Let us first find the probability that the sum of the two selected numbers are even. We know that the sum of two numbers is even if both the numbers are odd or both the numbers are even.
Let us $P\left( S \right)$ be the probability that the sum of two selected numbers is even, $P\left( {{S}_{E}} \right)$ be the probability that the both selected numbers are even and $P\left( {{S}_{O}} \right)$ be the probability that both selected numbers are odd.
We know that the no. of ways to select two numbers from the given 11 numbers is ${}^{11}{{C}_{2}}$. We also know that the no. of ways to select two odd numbers from the given 11 numbers (they has 6 odd numbers) is ${}^{6}{{C}_{2}}$ and the no. of ways to select two even numbers from the given 11 numbers (they has 5 even numbers) is ${}^{5}{{C}_{2}}$.

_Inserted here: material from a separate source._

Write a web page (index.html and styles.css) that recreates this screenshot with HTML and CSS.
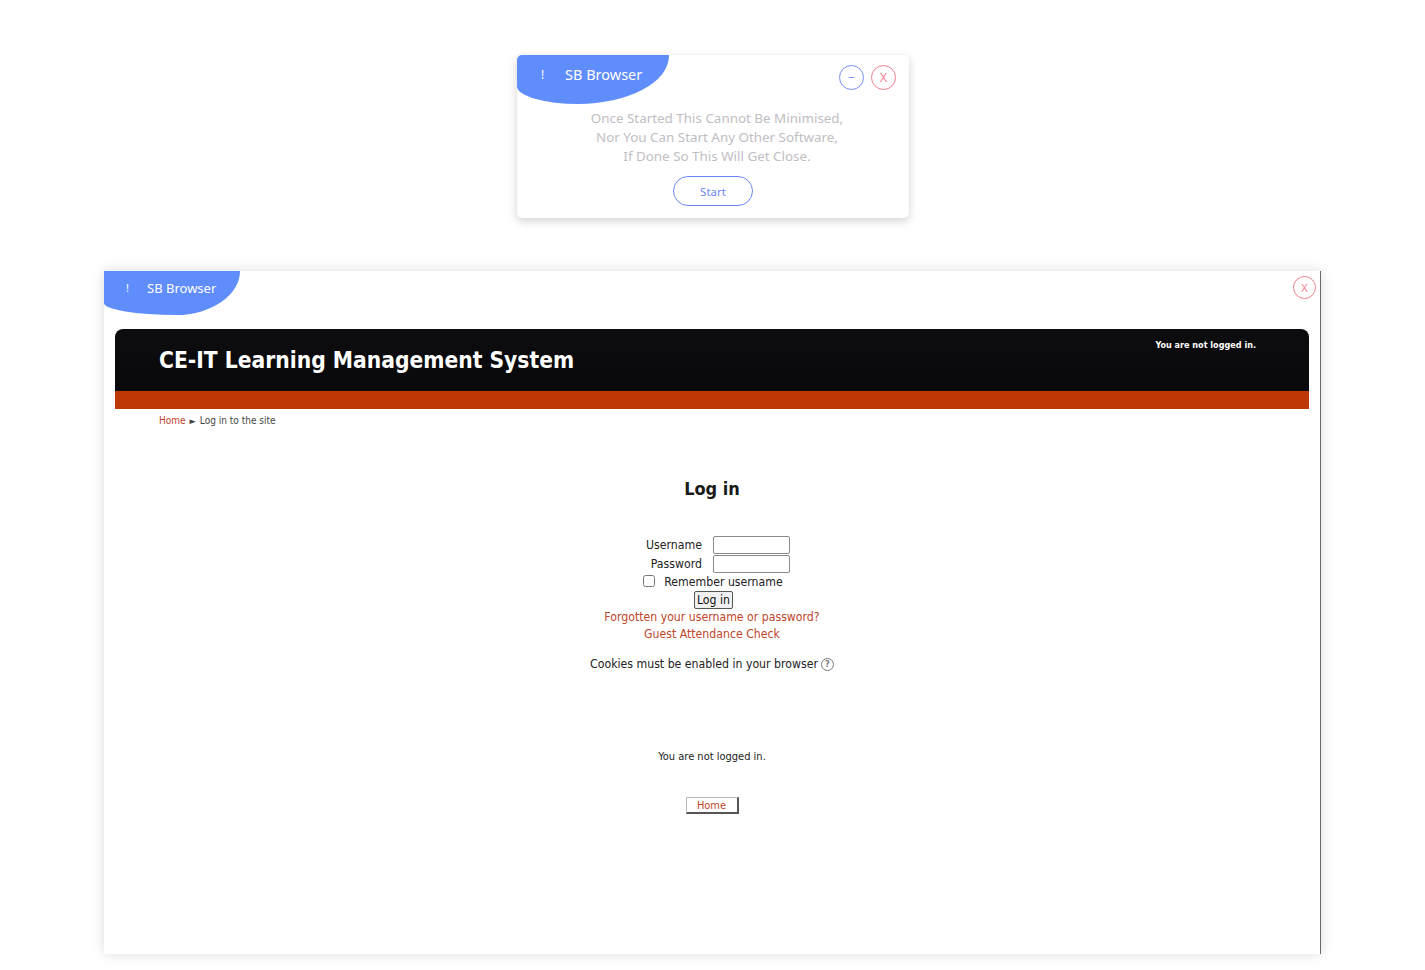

We know that ${}^{n}{{C}_{r}}=\dfrac{n!}{r!\left( n-r \right)!}$.
Let us find the probability that the two selected numbers are odd.
So, we have $P\left( {{S}_{O}} \right)=\dfrac{\text{No}\text{. of ways to select two odd numbers from 11 numbers}}{\text{No}\text{. of ways to select two numbers from 11 numbers}}$.
$\Rightarrow P\left( {{S}_{O}} \right)=\dfrac{{}^{6}{{C}_{2}}}{{}^{11}{{C}_{2}}}$.
$\Rightarrow P\left( {{S}_{0}} \right)=\dfrac{\dfrac{6!}{2!\left( 6-2 \right)!}}{\dfrac{11!}{2!\left( 11-2 \right)!}}$.
$\Rightarrow P\left( {{S}_{0}} \right)=\dfrac{\dfrac{6!}{4!}}{\dfrac{11!}{9!}}$.
$\Rightarrow P\left( {{S}_{0}} \right)=\dfrac{5\times 6}{11\times 10}$.
$\Rightarrow P\left( {{S}_{0}} \right)=\dfrac{3}{11}$.
Let us find the probability that the two selected numbers are even.
So, we have $P\left( {{S}_{E}} \right)=\dfrac{\text{No}\text{. of ways to select two even numbers from 11 numbers}}{\text{No}\text{. of ways to select two numbers from 11 numbers}}$.
$\Rightarrow P\left( {{S}_{E}} \right)=\dfrac{{}^{5}{{C}_{2}}}{{}^{11}{{C}_{2}}}$.
$\Rightarrow P\left( {{S}_{E}} \right)=\dfrac{\dfrac{5!}{2!\left( 5-2 \right)!}}{\dfrac{11!}{2!\left( 11-2 \right)!}}$.
$\Rightarrow P\left( {{S}_{E}} \right)=\dfrac{\dfrac{5!}{3!}}{\dfrac{11!}{9!}}$.
$\Rightarrow P\left( {{S}_{0}} \right)=\dfrac{5\times 4}{11\times 10}$.
$\Rightarrow P\left( {{S}_{0}} \right)=\dfrac{2}{11}$.
Let us find the probability that the sum of the two selected numbers is even.
So, we have $P\left( S \right)=P\left( {{S}_{0}} \right)+P\left( {{S}_{E}} \right)$.
$\Rightarrow P\left( S \right)=\dfrac{3}{11}+\dfrac{2}{11}$.
$\Rightarrow P\left( S \right)=\dfrac{5}{11}$.
Now, we find the conditional probability that the both selected numbers are even, given that the sum of two selected numbers is even.
So, we have to find $\dfrac{P\left( {{S}_{E}} \right)}{P\left( S \right)}$.
$\Rightarrow \dfrac{P\left( {{S}_{E}} \right)}{P\left( S \right)}=\dfrac{\dfrac{2}{11}}{\dfrac{5}{11}}$.
$\Rightarrow \dfrac{P\left( {{S}_{E}} \right)}{P\left( S \right)}=\dfrac{2}{5}$.
We have found the conditional probability that the both selected numbers are even, given that the sum of two selected numbers is even as $\dfrac{2}{5}$.
∴ The conditional probability that the both selected numbers are even, given that the sum of two selected numbers is even is $\dfrac{2}{5}$.

So, the correct answer is “Option A”.

Note: In this problem while calculating the conditional probability, we have directly taken the value of $P\left( {{S}_{E}} \right)$ as the intersection of two events – sum of two selected numbers is even and selecting two even numbers gives selecting two even numbers. We check the answer by finding the condition probability with odd numbers and finding the sum of both probabilities as 1. Similarly, we can also expect problems to find conditional probability with respect to the sum of two selected numbers is odd.